Gretchen wrote a great post about body types  in her blog "Gertie's New Blog for Better Sewing."  My response is way too long  fit into a comment on her blog, so here goes:

Being taller than average and having size 10 shoulders on a size 14 ~ 18 body (depends where you are measuring)  makes it pretty much impossible to wear many styles.   If you can't go into a store and try on different styles- just to see how they look - you don't have much information.  My dimensions are outside the norm for fitted jackets or dresses, so I had no experience wearing them.

How did I learn what proportions work for my body?
It took persistence to unravel the mysteries of my own body proportions.  Getting a good fit is hard enough, but it's only half of the puzzle.  The garments also need flattering silhouettes.

I've been to fitting workshops, taken some lessons and read online, but the breakthrough came when I discovered Bernina My Label pattern-making software.  Finally I had basic styles that FIT me.  I proceeded to sew all kinds of things that I had never bought in stores.
I had some hits and some misses.  I realized that I had no clue as to what really looked good on me until I sewed it up and wore it for a while.  And I was tired of putting forth all that effort to learn that half of my ideas were not flattering at all.  I needed to understand which silhouettes would work and which ones to skip.  I am talking about where to hem the skirt - where to add the ruffles - that sort of thing.

This realization led me to have an image consulation with Imogen Lamport of Inside Out Style.  (Search through her labels to find her many informative posts about body proportions)

I sent photos, measurements and answers to a thoughtful questionnaire.  Imogen provided me with a detailed, personalized style analysis.  To say that one is a pear or an apple is just too simplistic to help most people.  She gave me way more insights than just body proportions.   She talked about textures, colors, prints, and types of fabrics.

Here is some of what I learned from a personalized consultation with a pro:


My style consultation was in October 2009 and I have been very happy with Imogen's advice, new haircut included.  There are lots of styles that will never work for me, but who cares?  I won't be sewing any more hip-length tunics, for example.  They end at my widest point, creating an unbalanced effect.

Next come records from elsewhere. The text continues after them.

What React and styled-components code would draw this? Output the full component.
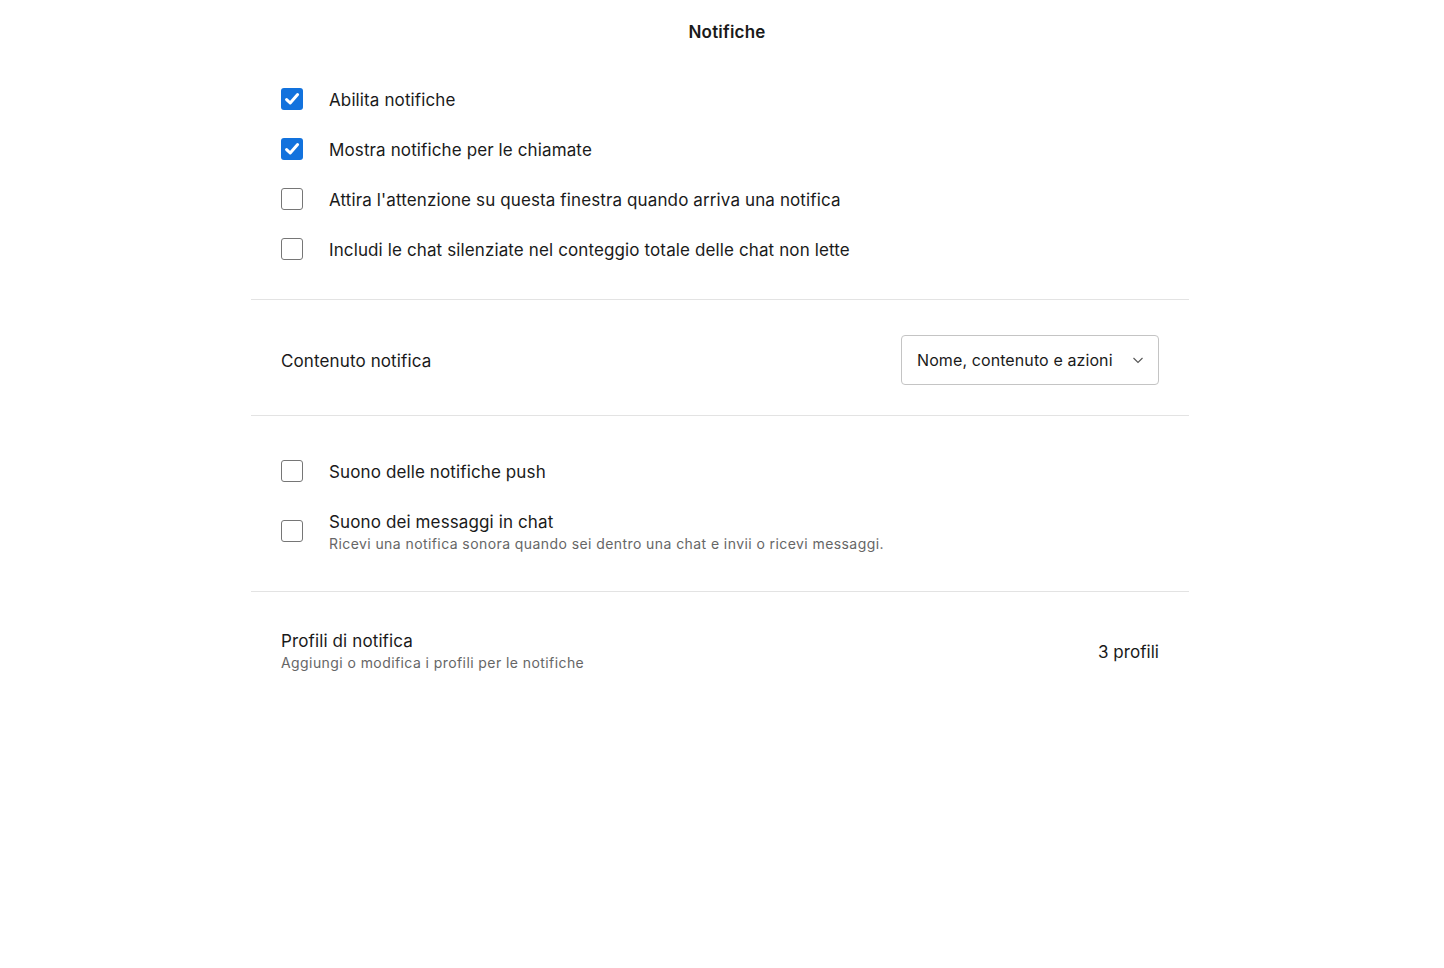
import React from "react";
import styled, { createGlobalStyle } from "styled-components";

const GlobalStyle = createGlobalStyle`
  body {
    margin: 0;
    background: #ffffff;
    font-family: Inter, "Noto Sans", sans-serif;
    color: #1a1a1a;
  }
`;

const Page = styled.div`
  width: 938px;
  margin-left: 251px;
`;

const Header = styled.header`
  height: 49px;
  padding-top: 21px;
  box-sizing: border-box;
  text-align: center;
  margin-left: 10px;
  font-size: 17px;
  font-weight: 600;
  letter-spacing: 0.2px;
  line-height: 22px;
`;

const Section = styled.section`
  padding: ${({ $pad }) => $pad || "25px 30px"};
  border-bottom: ${({ $last }) => ($last ? "none" : "1px solid #e3e3e3")};
`;

const CheckRow = styled.label`
  display: flex;
  align-items: center;
  gap: 26px;
  min-height: ${({ $tall }) => ($tall ? "70px" : "50px")};
  cursor: pointer;
`;

const Box = styled.span`
  flex: none;
  width: 22px;
  height: 22px;
  box-sizing: border-box;
  border-radius: 3px;
  border: ${({ $checked }) => ($checked ? "none" : "1.5px solid #767676")};
  background: ${({ $checked }) => ($checked ? "#1272dd" : "#fff")};
  display: flex;
  align-items: center;
  justify-content: center;
`;

const Texts = styled.div`
  display: flex;
  flex-direction: column;
  gap: 1px;
  padding-top: ${({ $nudge }) => ($nudge ? "2px" : "0")};
`;

const Label = styled.span`
  font-size: 17px;
  line-height: 22px;
  letter-spacing: 0.12px;
  padding-top: ${({ $nudge }) => ($nudge ? "2px" : "0")};
`;

const Sub = styled.span`
  font-size: 14px;
  line-height: 20px;
  letter-spacing: 0.42px;
  color: #666;
`;

const SettingRow = styled.div`
  display: flex;
  align-items: center;
  justify-content: space-between;
  min-height: ${({ $h }) => $h || "50px"};
`;

const Select = styled.button`
  width: 258px;
  height: 50px;
  box-sizing: border-box;
  border: 1px solid #c4c4c4;
  border-radius: 4px;
  background: #fff;
  display: flex;
  align-items: center;
  justify-content: space-between;
  padding: 0 14px 0 15px;
  font-family: inherit;
  font-size: 16px;
  letter-spacing: 0.1px;
  color: #1a1a1a;
`;

const Value = styled.span`
  font-size: 17px;
  line-height: 22px;
  letter-spacing: 0.05px;
  padding-top: 2px;
`;

const Check = ({ checked }) => (
  <Box $checked={checked}>
    {checked && (
      <svg width="18" height="18" viewBox="0 0 18 18" fill="none">
        <path
          d="M3.6 9.6l3.6 3.4L14.6 4.6"
          stroke="#fff"
          strokeWidth="3"
          strokeLinecap="round"
          strokeLinejoin="round"
        />
      </svg>
    )}
  </Box>
);

const Chevron = () => (
  <svg width="12" height="12" viewBox="0 0 12 12" fill="none">
    <path d="M1.5 4l4.5 4.5L10.5 4" stroke="#555" strokeWidth="1.1" />
  </svg>
);

const general = [
  { text: "Abilita notifiche", checked: true },
  { text: "Mostra notifiche per le chiamate", checked: true },
  { text: "Attira l'attenzione su questa finestra quando arriva una notifica", checked: false },
  { text: "Includi le chat silenziate nel conteggio totale delle chat non lette", checked: false },
];

const App = () => {
  return (
    <>
      <GlobalStyle />
      <Header>Notifiche</Header>
      <Page>
        <Section>
          {general.map((item) => (
            <CheckRow key={item.text}>
              <Check checked={item.checked} />
              <Label $nudge>{item.text}</Label>
            </CheckRow>
          ))}
        </Section>
        <Section $pad="35px 30px 30px">
          <SettingRow>
            <Label $nudge>Contenuto notifica</Label>
            <Select>
              Nome, contenuto e azioni
              <Chevron />
            </Select>
          </SettingRow>
        </Section>
        <Section $pad="30px 30px 25px">
          <CheckRow>
            <Check checked={false} />
            <Label $nudge>Suono delle notifiche push</Label>
          </CheckRow>
          <CheckRow $tall>
            <Check checked={false} />
            <Texts $nudge>
              <Label>Suono dei messaggi in chat</Label>
              <Sub>Ricevi una notifica sonora quando sei dentro una chat e invii o ricevi messaggi.</Sub>
            </Texts>
          </CheckRow>
        </Section>
        <Section $last $pad="30px">
          <SettingRow $h="58px">
            <Texts>
              <Label>Profili di notifica</Label>
              <Sub>Aggiungi o modifica i profili per le notifiche</Sub>
            </Texts>
            <Value>3 profili</Value>
          </SettingRow>
        </Section>
      </Page>
    </>
  );
};

export default App;
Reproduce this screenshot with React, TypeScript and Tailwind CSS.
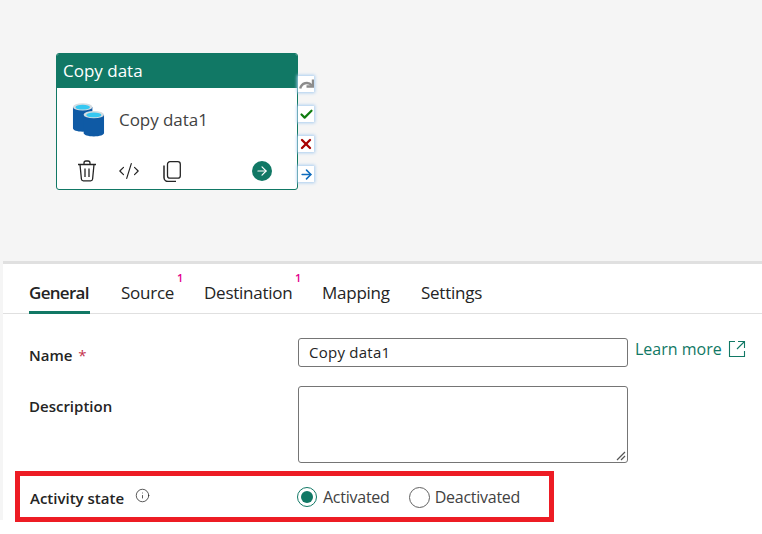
import React from 'react';
import { CodeXml, ArrowRight, Check, X, Info } from 'lucide-react';

const tabs = [
  { label: 'General', active: true, badge: false, className: 'ml-[25px] w-[61px]' },
  { label: 'Source', active: false, badge: true, className: 'ml-[31px] w-[53px]' },
  { label: 'Destination', active: false, badge: true, className: 'ml-[30px] w-[88px]' },
  { label: 'Mapping', active: false, badge: false, className: 'ml-[30px] w-[69px]' },
  { label: 'Settings', active: false, badge: false, className: 'ml-[30px] w-[63px]' },
];

function DbIcon() {
  return (
    <svg width="33" height="35" viewBox="0 0 34 36">
      <path d="M1 5v22c0 2 4 3.500 10 3.500s10-1.500 10-3.500V5z" fill="#0f5aa5" />
      <ellipse cx="11" cy="5" rx="10" ry="3.800" fill="#d5dde2" />
      <ellipse cx="11" cy="5.300" rx="7.500" ry="2.500" fill="#35c8f2" />
      <path d="M12 13v19c0 2 4.500 3.500 10.500 3.500S33 34 33 32V13z" fill="#0f5aa5" />
      <ellipse cx="22.500" cy="13" rx="10.500" ry="3.800" fill="#d5dde2" />
      <ellipse cx="22.500" cy="13.300" rx="7.800" ry="2.500" fill="#35c8f2" />
    </svg>
  );
}

function TrashIcon() {
  return (
    <svg width="20" height="22" viewBox="0 0 20 22" fill="none" stroke="#242424" strokeWidth="1.300">
      <path d="M1 4.500h18M7 4.500V3a2 2 0 0 1 2-2h2a2 2 0 0 1 2 2v1.500" />
      <path d="M3 4.500l1.400 14.500a2 2 0 0 0 2 1.800h7.200a2 2 0 0 0 2-1.800L17 4.500" />
      <path d="M8 8.500v8.500M12 8.500v8.500" />
    </svg>
  );
}

function CopyIcon() {
  return (
    <svg width="18" height="21" viewBox="0 0 18 21" fill="none" stroke="#242424" strokeWidth="1.300">
      <rect x="4.500" y="0.700" width="12.800" height="16.500" rx="2.500" />
      <path d="M1 4.500v12a4 4 0 0 0 4 4h8" strokeWidth="1.500" />
    </svg>
  );
}

function RedoIcon() {
  return (
    <svg width="15" height="12" viewBox="0 0 15 12" fill="none" stroke="#8c8c8c" strokeWidth="2.400">
      <path d="M1.200 10.500C2.500 5 9 3 13 7.500" />
      <path d="M14 1.500v7H7.500" />
    </svg>
  );
}

function Port({ children }: { children: React.ReactNode }) {
  return (
    <div className="flex h-[16px] w-[16px] items-center justify-center bg-white shadow-[0_0_3px_1px_#a9cdf0]">
      {children}
    </div>
  );
}

function CopyNode() {
  return (
    <div className="absolute left-[56px] top-[53px] flex">
      <div className="h-[137px] w-[242px] overflow-hidden rounded-[3px] border border-[#117865] bg-white">
        <div className="flex h-[34px] items-center bg-[#117865] pl-[6px] text-[17px] text-white">Copy data</div>
        <div className="ml-[15px] mt-[14px] flex items-center gap-[14px] text-[17px] tracking-[-0.05px] text-[#424242]">
          <DbIcon />
          <span>Copy data1</span>
        </div>
        <div className="ml-[20px] mt-[23px] flex h-[22px] items-center text-[#242424]">
          <TrashIcon />
          <CodeXml size={22} strokeWidth={1.300} className="ml-[21px]" />
          <div className="ml-[23px] flex"><CopyIcon /></div>
          <div className="ml-[71px] flex h-[20px] w-[20px] items-center justify-center rounded-full bg-[#117865]">
            <ArrowRight size={14} color="white" strokeWidth={2} />
          </div>
        </div>
      </div>
      <div className="mt-[23px] flex flex-col gap-[14px]">
        <Port><RedoIcon /></Port>
        <Port><Check size={15} color="#107c10" strokeWidth={3.500} /></Port>
        <Port><X size={16} color="#a80000" strokeWidth={3.500} /></Port>
        <Port><ArrowRight size={15} color="#0f6cbd" strokeWidth={2.500} /></Port>
      </div>
    </div>
  );
}

export default function App() {
  return (
    <div className="relative h-[534px] w-[762px] overflow-hidden bg-white font-['Open_Sans',sans-serif] text-[#242424]">
      <div className="h-[261px] bg-[#f5f5f5]">
        <CopyNode />
      </div>
      <div className="flex h-[259px] bg-[#f5f5f5]">
        <div className="w-[3px]" />
        <div className="flex-1 border-t-[3px] border-[#e0e0e0] bg-white">
          <div className="flex h-[50px] border-b border-[#e0e0e0] pl-px">
            {tabs.map((t) => (
              <div
                key={t.label}
                className={`relative flex h-[50px] items-center whitespace-nowrap text-[17px] ${t.className} ${t.active ? 'border-b-[3px] border-[#117865] pt-[11px] font-semibold tracking-[-0.7px]' : 'pt-[8px] tracking-[-0.25px]'}`}
              >
                {t.label}
                {t.badge && <span className="absolute -right-[9px] top-[6px] text-[11px] font-semibold text-[#e3008c]">1</span>}
              </div>
            ))}
          </div>
          <div className="flex pl-[26px] pt-[24px]">
            <div className="w-[269px] text-[15px] font-semibold">
              <div className="h-[48px] pt-[6px]">
                Name <span className="ml-[2px] font-normal text-[#c4314b]">*</span>
              </div>
              <div className="pt-[9px]">Description</div>
            </div>
            <div className="w-[330px]">
              <div className="flex h-[29px] items-center rounded-[3px] border border-[#757575] pl-[10px] text-[15px] tracking-[0.25px]">
                Copy data1
              </div>
              <div className="relative mt-[19px] h-[77px] rounded-[3px] border border-[#757575]">
                <svg className="absolute bottom-[1px] right-[1px]" width="10" height="10" viewBox="0 0 10 10" stroke="#555" strokeWidth="1.200">
                  <path d="M1 9l8-8M5 9l4-4" />
                </svg>
              </div>
            </div>
            <div className="ml-[7px] flex h-[22px] items-center text-[16px] text-[#117865]">
              Learn more
              <svg className="ml-[6px]" width="18" height="18" viewBox="0 0 18 18" fill="none" stroke="#117865" strokeWidth="1.100">
                <path d="M7 1.500H1.500v15h15V11M10 1.500h6.500V8M16.500 1.500L9 9" />
              </svg>
            </div>
          </div>
        </div>
      </div>
      <div className="absolute left-[15px] top-[471px] flex h-[51px] w-[539px] items-center border-[5px] border-[#ed1c24] bg-white pl-[10px]">
        <div className="flex w-[267px] items-center pt-[4px] text-[15px] font-semibold">
          Activity state
          <Info size={15} strokeWidth={1.200} className="ml-[11px] mb-[6px]" />
        </div>
        <div className="flex items-center pt-[1px] text-[16px] tracking-[-0.25px] text-[#424242]">
          <div className="flex h-[20px] w-[20px] items-center justify-center rounded-full border border-[#117865]">
            <div className="h-[12px] w-[12px] rounded-full bg-[#117865]" />
          </div>
          <span className="ml-[6px]">Activated</span>
          <div className="ml-[19px] h-[21px] w-[21px] rounded-full border border-[#616161]" />
          <span className="ml-[5px]">Deactivated</span>
        </div>
      </div>
    </div>
  );
}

Now I know what I should focus on.
I have a top and some pants sewn over the last few days, so I'll get posts up with examples of how I used her advice in my choices.
*happy seeking!  We all want to know what works, don't we?!*

Tuesday, February 9, 2010

Fabric Giveaway - Roberto Cavalli paisley print

*** The winner is Ann, of Ann's Fashion Studio****

I have less than a yard of this fabric left and you are welcome to it.  It is 56" wide.  There is enough for another slim skirt if you are about my size, or use it for handbag (wouldn't it look great combined with leather?) or pillow covers on the sofa  (I think this would look great on a black leather sofa).  Leave a comment to let me know if you are interested and I will make a random drawing  & mail it on Monday before I leave for Korea.  wooooo hoo~
I don't think I need a matching vest ;)

Monday, February 8, 2010

Paisley Skirt Save

I sewed this skirt a few years ago out of unusual paisley tapestry fabric by designer Roberto Cavalli.  I used Bernina My Label for the pattern.  Yesterday I set out to hem it, and I wound up taking it completely apart to do it right.  Here it is on the work table, wrong side up.
I wish I had a clear "before" photo but honestly it was too embarassing to even consider documenting just how unflattering it was.  But I had a feeling this skirt could be saved if I put it back together using better construction choices.  It needed an underlining.  I had some cream colored silk organza in my stash, so I cut and basted it to the skirt.  I sewed long diagonal stitches to keep the organza attached in the field.
I originally sewed the waistband with a facing- and that was too bulky so I tossed it in the trash.  In its place, I applied a narrow twill tape to the waistband.  It is positioned to lie just below the seam line when the lining is attached.
I cut a new lining using the same skirt pattern and sewed it by machine at the waist.  Then just some hand sewing around the zipper and the vent and I was finished.  Not hard at all.
The result is so much nicer to wear and it no longer clings or sags or otherwise misbehaves.
What a wonderful treat to have a snow day and time to sew.  I have missed my sewing!  Also, it was an opportunity to see how much I have learned from you over the last few years.  I made such better choices this time and it's all because I read your blogs, comments and tuturials online.  Thank you.
*happy sewing*

a little snowing on the side

We never lost our power, so no complaints.  But we lost Comcast - meaning we did not see the SuperBowl (congratulations New Orleans!!) and no internet.  But it has been good for sewing!  I have lots to post, but first I need to get out of the house for dinner.  It has been nice actually.
*Blizzard 2010- WOW*

Tuesday, February 2, 2010

May I say Thank You? Yes I may!

I wrote a ridiculous long rant about the Post Office yesterday. Full of  f*bombs, too.
And then I got a little embaressed and deleted the post.  But check it out, one of my readers sent me this information:

Hi!



I used to mail international packages for my business. It's easier if you create a Click and Ship account online with the post office and fill out all the forms online. I print the label with a laser printer on regular paper and use a glue stick to attach it to the package. You will need a scale to weigh the package. It also doesn't hurt to do a search on the PO site to read up on the restrictions and requirements for packages to Korea. Then, because it's international, you have to hand the package in at the counter. If they're used to seeing you there, you won't have to wait in line, just put it on the counter of the friendliest mail person make eye contact and go.


I hope this takes some of the frustration out of it. I feel your pain...


HTH,


Jane


PS - love your blog!
 
THANK YOU Jane!  And thank you Al Gore for creating the interwebs.  So amusing!